Although most of her life was spent abroad, the name of Gertrudis Gomez de Avellaneda y Arteaga must always be enrolled among the glories of Cuban literature and Cuban womanhood. She was born in Camaguey on March 23, 1814, and almost literally "lisped in numbers," since she wrote an elegy on the death of her father at the age of six, and two years later wrote a fairy tale, "The Hundred-Headed Giant." In 1836 she bade farewell to Cuba in a memorable sonnet, and went to France, and thence to Spain. There she wrote poems and dramas which placed her in the foremost rank of the world's literary artists; her poetical drama of "Baltasar" in 1853 being one of the greatest triumphs of that generation. In 1860 she revisited Cuba and was publicly crowned in the Tacon Theatre before a great assemblage of the foremost men and women of the nation. She returned to Spain a few years later and died at Seville on February 2, 1873.

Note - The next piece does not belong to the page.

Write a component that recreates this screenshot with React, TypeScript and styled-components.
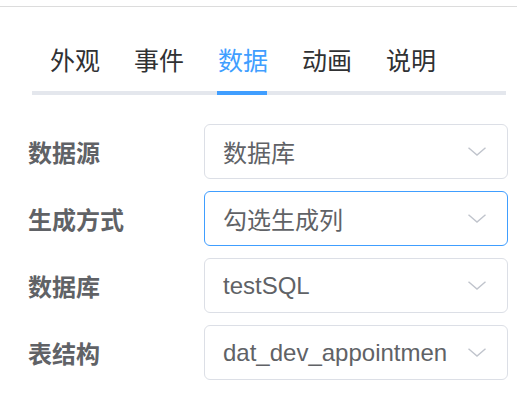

Prominent among the poets of the Revolution was Juan Clemente Zenea, who was a martyr as well as a poet. He was born at Bayamo in 1832, his mother being the sister of the poet Fornaris already mentioned. He was one of the pupils of José de la Luz y Caballero, and before leaving school began to write patriotic poems and other articles. At the age of twenty he had to flee from Cuba to escape arrest and prosecution for his complicity in some revolutionary publications; whereupon he went to New York and there continued his revolutionary writings. So extreme were some of these that in December, 1853, a court martial at Havana condemned him to death. Under the amnesty of 1855 he returned to Cuba and became a teacher of modern languages and a writer for the press, and a few years later published a volume of charming poems. After ten years he left Cuba for New York and then for Mexico, and upon the outbreak of the Ten Years' War he joined the Cuban Junta in New York and became editor of its organ, La Revolucion. In 1870 the Spanish Minister at Washington, wishing to negotiate secretly with Cespedes, the leader of the Cuban revolutionists, gave Zenea a safe conduct to pass through the Spanish lines and convey a message to Cespedes. This errand was undertaken against the advice of his friends. It was accomplished in safety, however, until when, on his return trip, he was just about to pass beyond the limits of Spanish jurisdiction. Then he was seized by order of the Volunteers and imprisoned. The Spanish government at Madrid telegraphed orders to the Captain-General to honor the safe conduct and to release him at once. But that officer, the notorious Count Valmaseda, ignored these orders, kept Zenea in prison until there was a change of Ministry at Madrid, and then, on August 25, 1871, put him to death. The Spanish government disavowed this monstrous crime, and paid Zenea's widow an indemnity of $25,000, though it failed to punish Valmaseda according to his deserts.

Another pupil of Luz y Caballero, and a close friend of Zenea, was Enrique Piñeyro, a journalist, historian, essayist and lecturer, who, born in 1839, had the good fortune to survive until 1911 and thus to see the work of Cuban independence triumphantly completed. José Morales Lemus, born in 1808, established in Havana in 1863 the paper El Siglo, a powerful advocate of reforms and autonomy. He went with Saco and Azcarate on the Committee of Information to Madrid, and on his return from that bootless errand he went to Washington as the first Cuban Minister. He was the envoy of the Provisional Government of the Cubans in the Ten Years' War, and as such, though the Cuban Republic did not receive official recognition, he participated in formulating the plan of Cuban settlement which General Daniel E. Sickles, as a special American envoy, carried to Madrid to propose to the Spanish government. This plan provided that Spain should grant Cuban independence in return for a large indemnity to be paid by Cuba under the guarantee of the United States. It was not certain that the Cuban people would have approved that plan. Indeed, it is probable that they would not have done so. The Spanish government would not listen to it, however, and it was abandoned. A little later, in June, 1870, Lemus died.

ENRIQUE PIÑEYRO

The son of a University professor of literature and history, Enrique Piñeyro was born in Havana in 1839 and was educated at La Luz's school of El Salvador. He became a successful journalist, writer and teacher, and when the Ten Years' War began he went to New York and there edited "La Revolucion" and "El Nuevo Mundo," and wrote several notable histories and biographies. After the war he returned to Cuba for a short time, then went to Paris and remained there until his death in 1910.